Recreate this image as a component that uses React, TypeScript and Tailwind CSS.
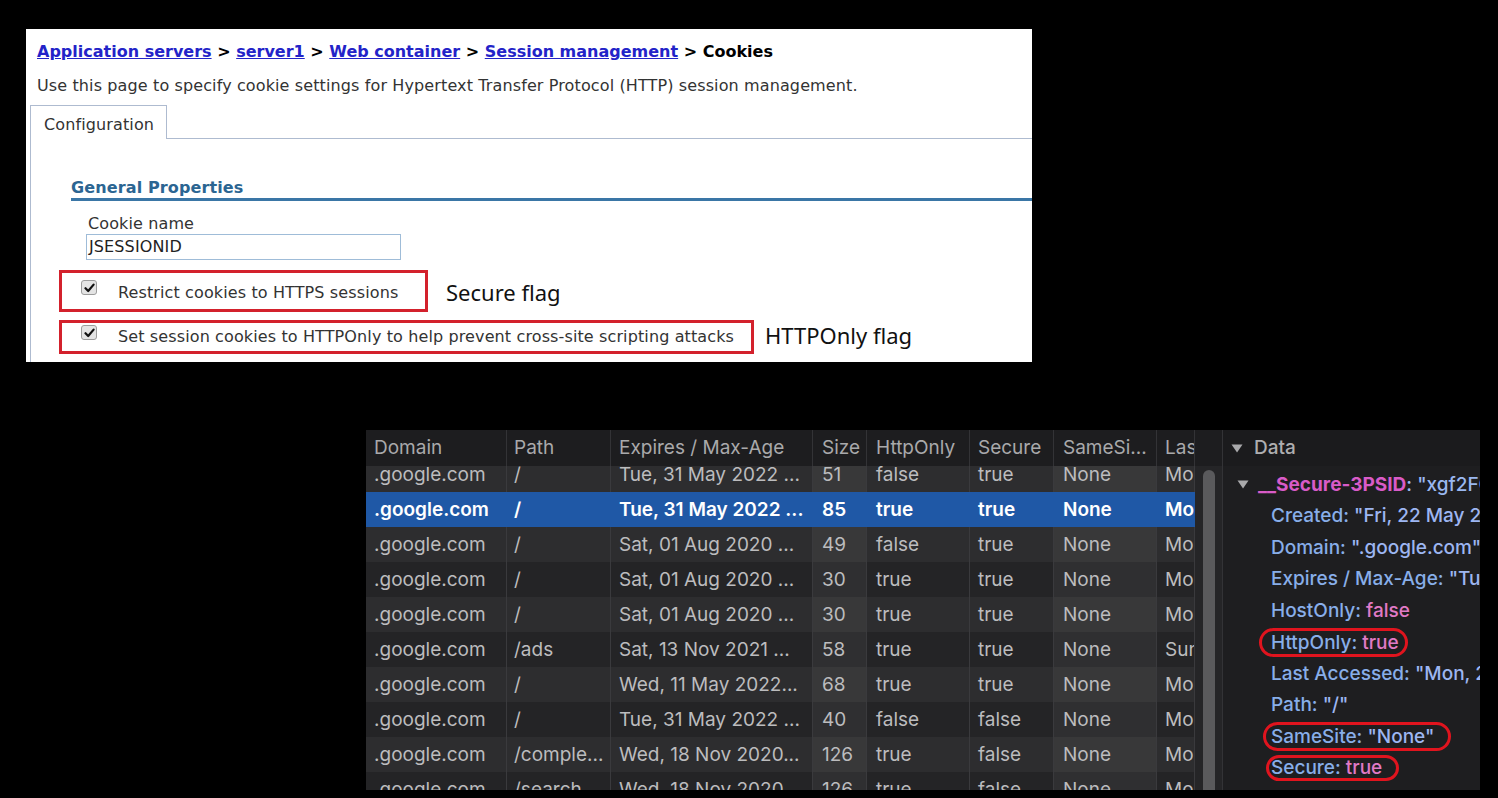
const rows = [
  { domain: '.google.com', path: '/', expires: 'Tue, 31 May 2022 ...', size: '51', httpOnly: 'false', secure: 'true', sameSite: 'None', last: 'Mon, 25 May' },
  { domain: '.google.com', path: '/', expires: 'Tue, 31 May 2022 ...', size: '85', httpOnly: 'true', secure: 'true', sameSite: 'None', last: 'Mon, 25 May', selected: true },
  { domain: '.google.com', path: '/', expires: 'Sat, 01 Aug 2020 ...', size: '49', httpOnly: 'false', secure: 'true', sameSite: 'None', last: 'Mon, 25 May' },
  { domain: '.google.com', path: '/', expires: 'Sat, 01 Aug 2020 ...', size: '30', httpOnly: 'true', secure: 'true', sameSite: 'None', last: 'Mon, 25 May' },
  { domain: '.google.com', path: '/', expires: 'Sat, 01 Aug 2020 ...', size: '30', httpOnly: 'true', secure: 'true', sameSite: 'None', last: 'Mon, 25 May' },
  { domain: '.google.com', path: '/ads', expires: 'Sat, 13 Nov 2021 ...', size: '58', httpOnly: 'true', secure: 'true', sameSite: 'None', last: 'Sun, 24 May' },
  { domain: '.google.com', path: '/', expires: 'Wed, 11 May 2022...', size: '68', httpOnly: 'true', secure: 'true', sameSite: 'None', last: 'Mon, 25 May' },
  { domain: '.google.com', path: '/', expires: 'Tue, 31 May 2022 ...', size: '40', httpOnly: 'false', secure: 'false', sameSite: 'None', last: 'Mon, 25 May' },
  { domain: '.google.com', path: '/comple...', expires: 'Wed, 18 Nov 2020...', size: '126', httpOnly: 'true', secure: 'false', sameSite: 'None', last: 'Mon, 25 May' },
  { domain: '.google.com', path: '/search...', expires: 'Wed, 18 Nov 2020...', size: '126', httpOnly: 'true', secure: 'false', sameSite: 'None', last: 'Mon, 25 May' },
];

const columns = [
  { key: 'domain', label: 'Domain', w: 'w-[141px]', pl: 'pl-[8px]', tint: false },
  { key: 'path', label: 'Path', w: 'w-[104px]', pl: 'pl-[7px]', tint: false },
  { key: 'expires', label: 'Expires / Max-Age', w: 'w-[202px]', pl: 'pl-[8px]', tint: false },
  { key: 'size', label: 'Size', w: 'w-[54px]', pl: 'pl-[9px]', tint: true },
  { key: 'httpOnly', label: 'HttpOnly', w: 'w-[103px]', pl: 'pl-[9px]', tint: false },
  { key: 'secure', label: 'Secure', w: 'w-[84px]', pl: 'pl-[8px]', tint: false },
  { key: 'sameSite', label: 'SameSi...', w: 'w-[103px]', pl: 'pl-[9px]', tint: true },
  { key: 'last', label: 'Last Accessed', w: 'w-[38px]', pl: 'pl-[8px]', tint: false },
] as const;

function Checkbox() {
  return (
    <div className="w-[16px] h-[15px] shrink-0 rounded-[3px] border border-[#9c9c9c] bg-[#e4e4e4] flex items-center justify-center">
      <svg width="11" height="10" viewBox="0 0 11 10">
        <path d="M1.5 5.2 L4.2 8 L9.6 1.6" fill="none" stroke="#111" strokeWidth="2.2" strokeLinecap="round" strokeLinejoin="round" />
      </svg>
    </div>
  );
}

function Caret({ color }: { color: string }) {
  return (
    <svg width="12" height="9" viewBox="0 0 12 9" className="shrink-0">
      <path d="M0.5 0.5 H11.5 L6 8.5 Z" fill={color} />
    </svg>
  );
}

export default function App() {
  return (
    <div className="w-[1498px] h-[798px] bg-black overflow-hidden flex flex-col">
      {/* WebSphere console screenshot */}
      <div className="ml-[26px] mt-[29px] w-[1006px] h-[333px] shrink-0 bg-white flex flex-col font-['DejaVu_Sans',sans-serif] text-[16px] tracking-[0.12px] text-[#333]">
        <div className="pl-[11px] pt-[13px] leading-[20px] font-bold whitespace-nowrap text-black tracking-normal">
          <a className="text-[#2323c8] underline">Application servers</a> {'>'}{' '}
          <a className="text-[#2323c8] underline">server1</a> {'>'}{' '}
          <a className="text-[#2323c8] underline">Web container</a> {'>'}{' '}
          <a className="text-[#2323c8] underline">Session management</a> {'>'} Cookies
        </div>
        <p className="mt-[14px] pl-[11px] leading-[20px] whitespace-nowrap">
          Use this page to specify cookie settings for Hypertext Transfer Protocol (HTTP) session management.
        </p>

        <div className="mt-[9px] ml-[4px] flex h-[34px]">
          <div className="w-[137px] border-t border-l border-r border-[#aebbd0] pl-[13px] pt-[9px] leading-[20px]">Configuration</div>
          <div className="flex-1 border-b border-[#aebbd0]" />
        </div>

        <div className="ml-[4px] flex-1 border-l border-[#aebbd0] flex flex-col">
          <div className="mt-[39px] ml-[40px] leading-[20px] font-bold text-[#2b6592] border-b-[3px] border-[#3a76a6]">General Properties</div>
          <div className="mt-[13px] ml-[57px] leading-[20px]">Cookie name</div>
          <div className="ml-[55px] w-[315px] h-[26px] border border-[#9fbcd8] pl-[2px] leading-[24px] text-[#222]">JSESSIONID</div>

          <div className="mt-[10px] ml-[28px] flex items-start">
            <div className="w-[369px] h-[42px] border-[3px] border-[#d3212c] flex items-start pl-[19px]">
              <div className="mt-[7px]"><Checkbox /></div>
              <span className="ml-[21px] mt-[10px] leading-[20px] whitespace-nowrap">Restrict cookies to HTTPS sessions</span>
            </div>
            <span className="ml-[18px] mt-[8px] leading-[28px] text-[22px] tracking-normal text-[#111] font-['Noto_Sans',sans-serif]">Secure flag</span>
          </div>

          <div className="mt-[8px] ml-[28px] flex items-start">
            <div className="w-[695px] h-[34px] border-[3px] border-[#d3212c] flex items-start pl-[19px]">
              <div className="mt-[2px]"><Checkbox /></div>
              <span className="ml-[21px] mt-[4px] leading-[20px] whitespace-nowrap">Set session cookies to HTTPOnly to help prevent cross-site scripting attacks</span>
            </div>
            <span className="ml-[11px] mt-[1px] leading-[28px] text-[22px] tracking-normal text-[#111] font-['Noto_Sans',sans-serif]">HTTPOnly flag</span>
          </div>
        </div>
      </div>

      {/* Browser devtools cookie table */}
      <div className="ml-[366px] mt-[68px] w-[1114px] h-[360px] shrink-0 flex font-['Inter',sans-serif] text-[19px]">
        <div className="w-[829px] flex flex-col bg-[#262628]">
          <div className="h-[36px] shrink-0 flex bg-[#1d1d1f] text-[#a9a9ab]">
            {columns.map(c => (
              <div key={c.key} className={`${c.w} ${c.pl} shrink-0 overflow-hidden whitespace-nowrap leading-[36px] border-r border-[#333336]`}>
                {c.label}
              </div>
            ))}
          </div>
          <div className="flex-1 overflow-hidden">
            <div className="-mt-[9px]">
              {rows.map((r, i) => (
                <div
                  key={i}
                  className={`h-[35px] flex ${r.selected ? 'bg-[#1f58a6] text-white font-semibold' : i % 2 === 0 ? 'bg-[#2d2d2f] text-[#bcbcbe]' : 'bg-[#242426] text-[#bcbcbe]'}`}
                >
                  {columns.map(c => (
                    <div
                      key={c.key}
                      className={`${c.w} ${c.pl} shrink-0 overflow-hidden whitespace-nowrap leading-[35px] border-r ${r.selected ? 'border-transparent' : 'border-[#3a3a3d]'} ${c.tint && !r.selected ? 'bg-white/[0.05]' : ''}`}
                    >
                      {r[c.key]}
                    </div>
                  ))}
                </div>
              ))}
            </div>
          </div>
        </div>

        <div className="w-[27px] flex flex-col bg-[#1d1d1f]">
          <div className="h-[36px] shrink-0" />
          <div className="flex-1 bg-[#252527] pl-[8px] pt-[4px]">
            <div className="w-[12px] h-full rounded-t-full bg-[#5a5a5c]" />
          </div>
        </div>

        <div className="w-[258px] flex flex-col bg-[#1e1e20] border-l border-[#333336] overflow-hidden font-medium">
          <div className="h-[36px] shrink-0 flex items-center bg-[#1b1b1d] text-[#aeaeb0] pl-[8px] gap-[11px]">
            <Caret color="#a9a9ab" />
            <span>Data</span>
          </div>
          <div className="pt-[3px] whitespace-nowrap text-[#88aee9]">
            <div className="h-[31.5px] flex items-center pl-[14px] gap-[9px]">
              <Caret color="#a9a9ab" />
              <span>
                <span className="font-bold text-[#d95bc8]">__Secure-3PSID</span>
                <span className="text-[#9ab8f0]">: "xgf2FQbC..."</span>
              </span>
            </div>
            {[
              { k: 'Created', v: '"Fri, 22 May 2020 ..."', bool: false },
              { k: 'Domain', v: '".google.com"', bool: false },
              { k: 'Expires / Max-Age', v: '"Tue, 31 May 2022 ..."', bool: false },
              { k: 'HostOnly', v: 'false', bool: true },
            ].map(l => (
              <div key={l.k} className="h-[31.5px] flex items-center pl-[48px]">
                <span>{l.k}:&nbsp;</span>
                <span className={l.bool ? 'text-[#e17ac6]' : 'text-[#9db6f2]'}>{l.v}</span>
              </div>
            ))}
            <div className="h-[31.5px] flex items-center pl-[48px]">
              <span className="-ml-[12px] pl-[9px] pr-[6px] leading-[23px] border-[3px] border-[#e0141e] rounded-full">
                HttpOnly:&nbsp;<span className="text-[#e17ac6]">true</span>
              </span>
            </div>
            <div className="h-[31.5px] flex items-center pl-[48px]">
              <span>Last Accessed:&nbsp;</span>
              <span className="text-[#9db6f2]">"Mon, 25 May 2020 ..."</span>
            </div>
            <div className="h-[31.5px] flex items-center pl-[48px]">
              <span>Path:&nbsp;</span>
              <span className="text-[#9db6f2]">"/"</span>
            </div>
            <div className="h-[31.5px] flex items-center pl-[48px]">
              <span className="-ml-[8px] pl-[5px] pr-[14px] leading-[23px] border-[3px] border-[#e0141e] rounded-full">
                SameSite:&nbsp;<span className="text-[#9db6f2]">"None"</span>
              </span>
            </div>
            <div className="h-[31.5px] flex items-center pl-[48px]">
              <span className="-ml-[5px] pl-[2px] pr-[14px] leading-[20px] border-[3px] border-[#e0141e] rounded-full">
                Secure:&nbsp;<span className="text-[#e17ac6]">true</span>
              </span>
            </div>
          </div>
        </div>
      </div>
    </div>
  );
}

·····

REQUIRED WORK:
Scan the lines for the string "this". Copy out each line that matches.

EXERCISE RESULT:
Recreate this image as a component that uses React, TypeScript and Tailwind CSS.
          Use this page to specify cookie settings for Hypertext Transfer Protocol (HTTP) session management.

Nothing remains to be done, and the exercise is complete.